I was thinking about this issue as I read the HTA monograph “Newer Agents for Blood Glucose Control in Type 2 Diabetes” by Norman Waugh, Ewen Cummins and colleagues. Building from the UKPDS model, these researchers adapted the model to include the direct effect of weight changes on utility, costs and utility loss from severe hypoglycaemic attacks, and utility loss from fear of hypoglycaemic attacks.
Given these adaptations, the UK-specific nature of this work, the selection of this model by an independent research group, and the transparency of their report in terms of methods and results, why would a UK-based HTA organisation accept a different modelling approach when reviewing a future diabetes submission?
More to the point, why would a pharma company commission a different approach, incurring costs in the process? As an SMC reviewer myself, I am not an expert in modelling diabetes, breast cancer or RA so what I want is to be reassured that independent people who are cleverer and know more about this topic than I do are happy with the method – that’s by no means a perfect test but short of organising a validation exercise for different economic models, I don’t know of a better one. (Of course I can check to see that the model predicts the observed outcomes of the RCT used for licensing but since this often involves HbA1c changes over 6 months and the model is over a lifetime it’s unclear how useful a check this is.)

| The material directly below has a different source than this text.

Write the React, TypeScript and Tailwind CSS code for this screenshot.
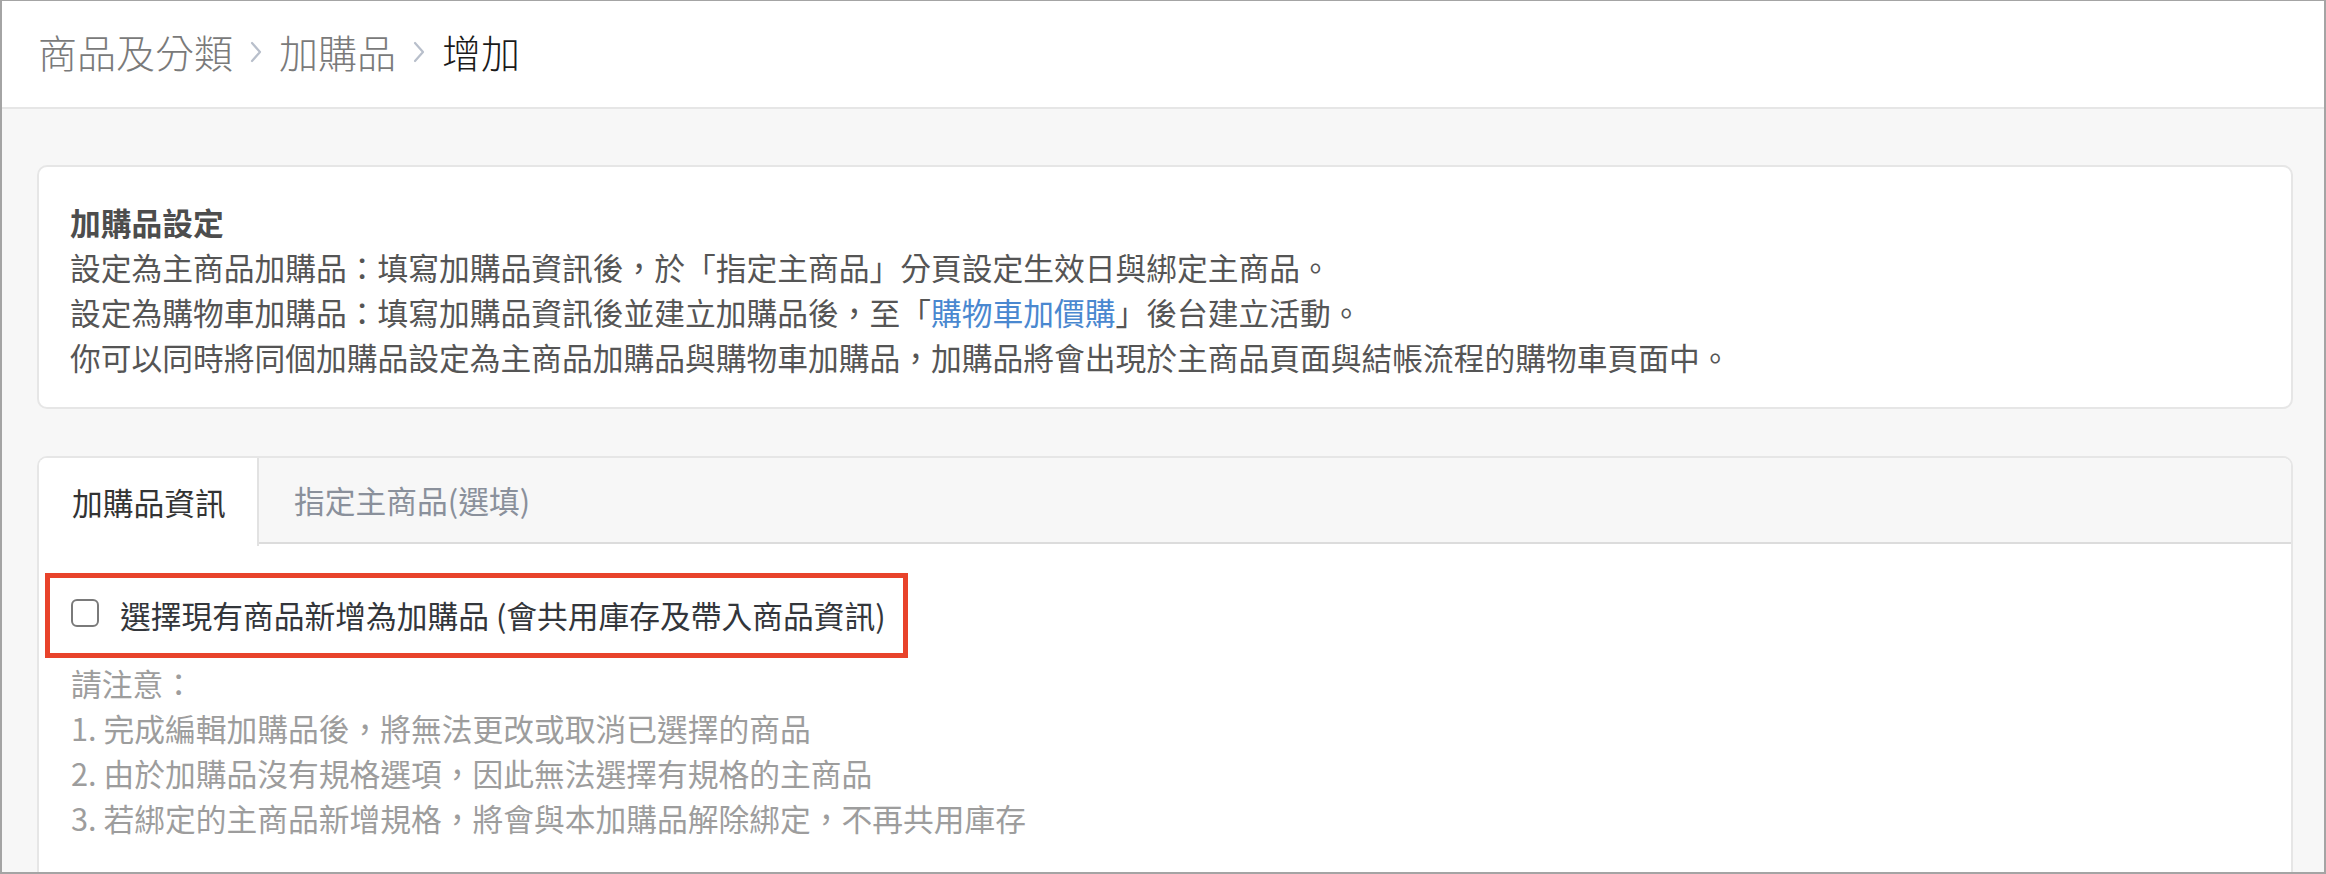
import React from "react";

const font = { fontFamily: '"Noto Sans CJK TC", "Noto Sans", sans-serif' };

function Chevron() {
  return (
    <svg width="14" height="22" viewBox="0 0 14 22" className="mx-[16px] mt-[2px]">
      <path d="M3 2 L11 11 L3 20" fill="none" stroke="#b8bfcb" strokeWidth="2.2" strokeLinecap="round" strokeLinejoin="round" />
    </svg>
  );
}

export default function App() {
  return (
    <div
      className="w-[2326px] h-[874px] border-x-2 border-t border-b-2 border-[#a4a4a4] overflow-hidden bg-[#f7f7f7] flex flex-col"
      style={font}
    >
      <div className="h-[108px] shrink-0 bg-white border-b-2 border-[#e6e6e6] flex items-center pl-[36px] pb-[6px] text-[39px] leading-none font-light">
        <span className="text-[#7a7a7a]">商品及分類</span>
        <Chevron />
        <span className="text-[#7a7a7a]">加購品</span>
        <Chevron />
        <span className="text-[#1a1a1a]">增加</span>
      </div>

      <div className="flex-1 pl-[35px] pr-[31px] pt-[56px] flex flex-col">
        <div className="bg-white border-2 border-[#e6e6e6] rounded-[10px] pl-[31px] pr-[31px] pt-[32px] pb-[28px] text-[30.75px] leading-[45px] text-[#555555]">
          <div className="font-bold text-[#4d4d4d]">加購品設定</div>
          <div>設定為主商品加購品：填寫加購品資訊後，於「指定主商品」分頁設定生效日與綁定主商品。</div>
          <div>
            設定為購物車加購品：填寫加購品資訊後並建立加購品後，至「
            <span className="text-[#4a88d0]">購物車加價購</span>」後台建立活動。
          </div>
          <div>你可以同時將同個加購品設定為主商品加購品與購物車加購品，加購品將會出現於主商品頁面與結帳流程的購物車頁面中。</div>
        </div>

        <div className="mt-[47px] flex-1 bg-white border-2 border-b-0 border-[#e6e6e6] rounded-t-[10px] flex flex-col">
          <div className="h-[86px] flex bg-[#f7f7f7] rounded-t-[8px] text-[30.75px]">
            <div className="w-[220px] h-[88px] bg-white border-r-2 border-[#e2e2e2] rounded-tl-[8px] flex items-center pl-[33px] text-[#333333]">
              加購品資訊
            </div>
            <div className="flex-1 border-b-2 border-[#dcdcdc] flex items-center pl-[35px] text-[#8a909b]">
              指定主商品(選填)
            </div>
          </div>

          <div className="pt-[29px] pl-[6px] text-[30.75px]">
            <div className="w-[863px] h-[85px] border-[5px] border-[#e8432b] flex items-center pl-[21px]">
              <div className="w-[28px] h-[28px] mb-[6px] border-2 border-[#7a7a7a] rounded-[6px] bg-white shrink-0"></div>
              <span className="ml-[21px] text-[#33363b] leading-none">選擇現有商品新增為加購品 (會共用庫存及帶入商品資訊)</span>
            </div>
            <div className="pl-[26px] pt-[2px] leading-[45px] text-[#9d9d9d]">
              <div>請注意：</div>
              <div>1. 完成編輯加購品後，將無法更改或取消已選擇的商品</div>
              <div>2. 由於加購品沒有規格選項，因此無法選擇有規格的主商品</div>
              <div>3. 若綁定的主商品新增規格，將會與本加購品解除綁定，不再共用庫存</div>
            </div>
          </div>
        </div>
      </div>
    </div>
  );
}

Of course, as a reviewer I would listen to the company’s view and if they had a good reason for not using the approach of Waugh et al I would consider what they had to say. There could be some innovation in the model, or some benefit from the new product that was not captured by the model, or perhaps new data supersedes the inputs previously used. However, my starting presumption would be that Waugh et al’s approach was the preferred one and each departure would have to be explained to me. The best place for companies to debate the merits of different models is through articles in published, peer-reviewed journals.
The bigger issue, of course, is whether HTA organisations should start publishing lists of preferred economics models and data inputs for companies planning submissions. This has the potential to save companies money and give consistency in results.
Footnote: for transparency, I am working on a paper on NICE and SMC decisions with Norman Waugh, and Ewen Cummins is a fellow reviewer for SMC.